Integer[] array = new Integer[5];

Here you have reserved space in memory for five Integer objects let say five boxes with an unique addresses;

  1. for(Integer x :array) { x = -1; }

Here the things are quite more complicated, what you are actually doing is this

2.1 You allocate memory (another box) for Integer object called x 2.2 You assign (put) value* from table (which is null) to it; 2.3 You assign value -1** to it; 2.4 You repeat from step 2.2 till reserved memory is not finished ( five times).

So the main problem is that you never assign the values into array in other word you are not inserting anything into boxes.

To solve this situation you should allocate to each box a value and then you can use them as you wish.

for(int i=0; i< array.length; i++) {
  array[i] = new Integer("-1");
}

Now in each loop we are referring to boxes and there we store the value;

*By value I mean the addresses of those boxes because you are using reference type.

**You also are creating and box in memory and allocate an address for this -1 (that is retrieve from the cache).
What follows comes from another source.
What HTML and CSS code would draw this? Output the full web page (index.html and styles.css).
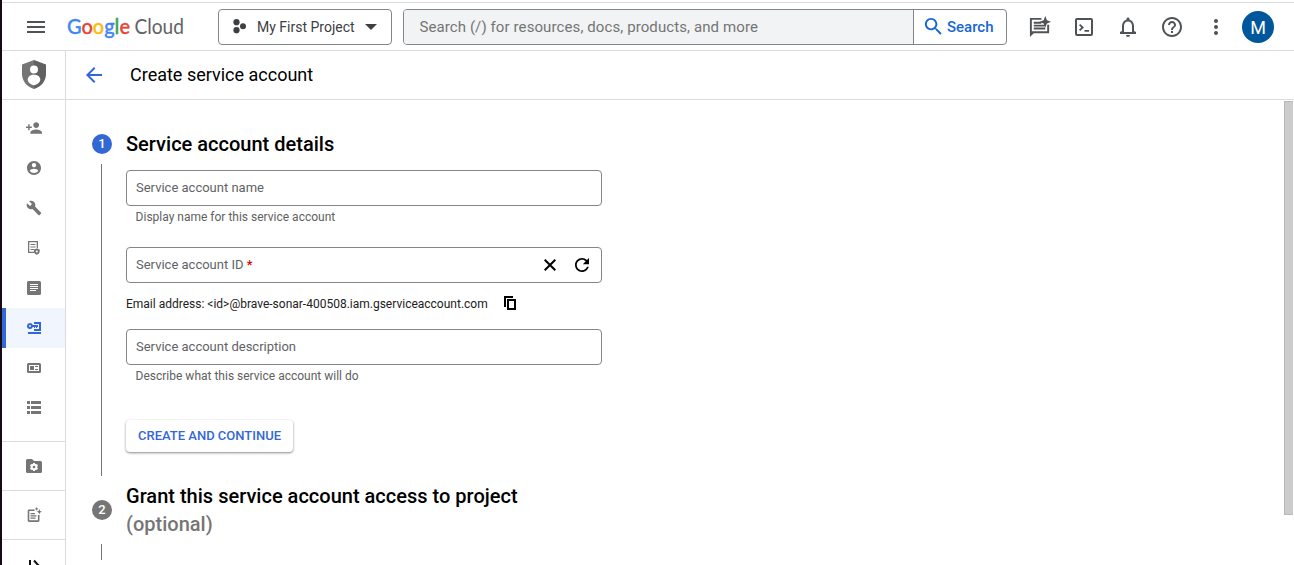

And in advance the compiler change that x=-1; into x = Integer.valueOf(-1);

Next thing is the method printArray(Object[] array):

You should remember that operations on are very let say expensive because the use a lot of memory. What you are doing there is called concatenation and usually the are not welcome.

The next thing what is wrong is the division of labor You have called the method print array but you are also creating there the string that in fact will be printed. Good approach would be to separate this operations.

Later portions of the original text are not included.